Gold proved hugely popular in China during the first half of the year, particularly in the second quarter when price falls prompted traders to stock up and helped push imports for the half year to 570 metric tons, ahead of India. Don’t miss our related article: What Paulson & Co, China, India Teach Us About Future Gold Prices.
But Reuters argues in a recent article that a gradual recovery in the Chinese economy during the second half could see investors looking for alternative opportunities and gold may fall out of favor.
What do central banks buying gold have to do with all of this?

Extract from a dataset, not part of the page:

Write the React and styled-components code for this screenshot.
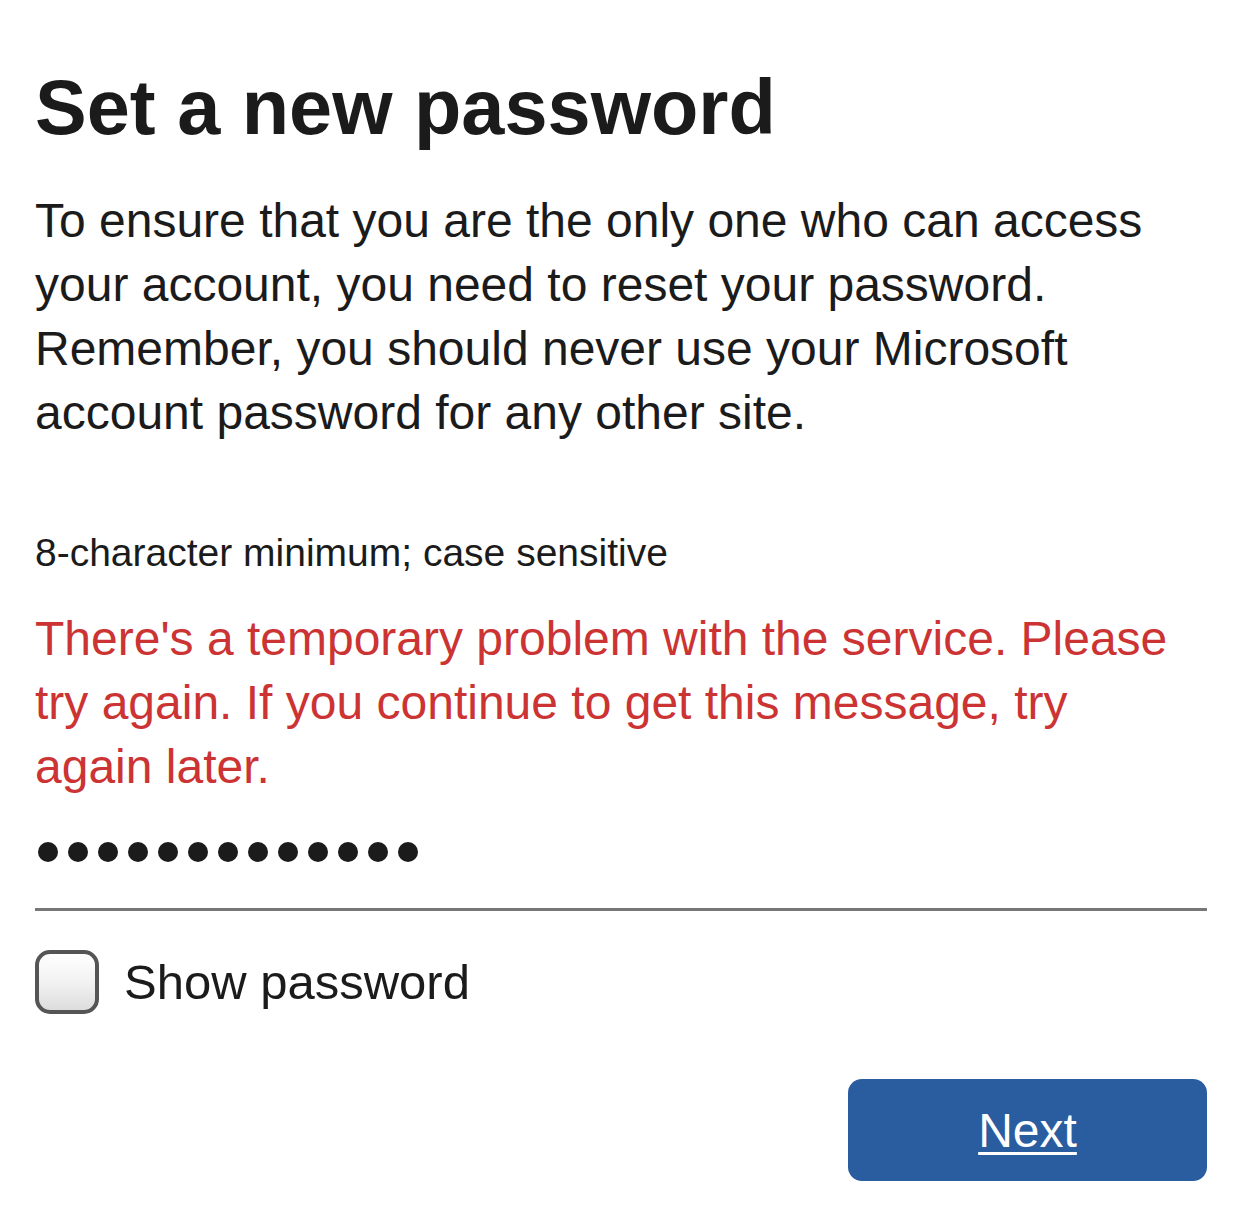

Even central bank demand, a significant factor in the metal’s rise up to August 2011, has been largely absent. As happens so often with central banks, they buy when the price is high and either sit on the sidelines or sell when its low. Central bank buying was still positive at 71.1 tons in the second quarter, but this was the lowest in two years and about half the rate of buying in 2012.
The gold price has gone through something of a rally this month on the back of the import numbers from China and India, and short covering as the price broke through some technical levels. But Mark Keenan, a cross-commodity research strategist at Societe Generale in Singapore, is quoted by Reuters as saying: “These levels are largely technically driven. They are unsustainable,” he said, adding “We will get fresh QE tapering indications in the next Fed meeting in September. The tapering is likely going to start taking effect then and gold will fall again.”
Lower central bank buying, net outflows from ETFs and a slowdown in Indian and Chinese buying would certainly result in price falls. If quantitative easing tapering moves back up the political agenda next month, investor sentiment can be expected to lead south even if the fundamentals haven’t caught up. All in all, the upside for gold will be hard fought.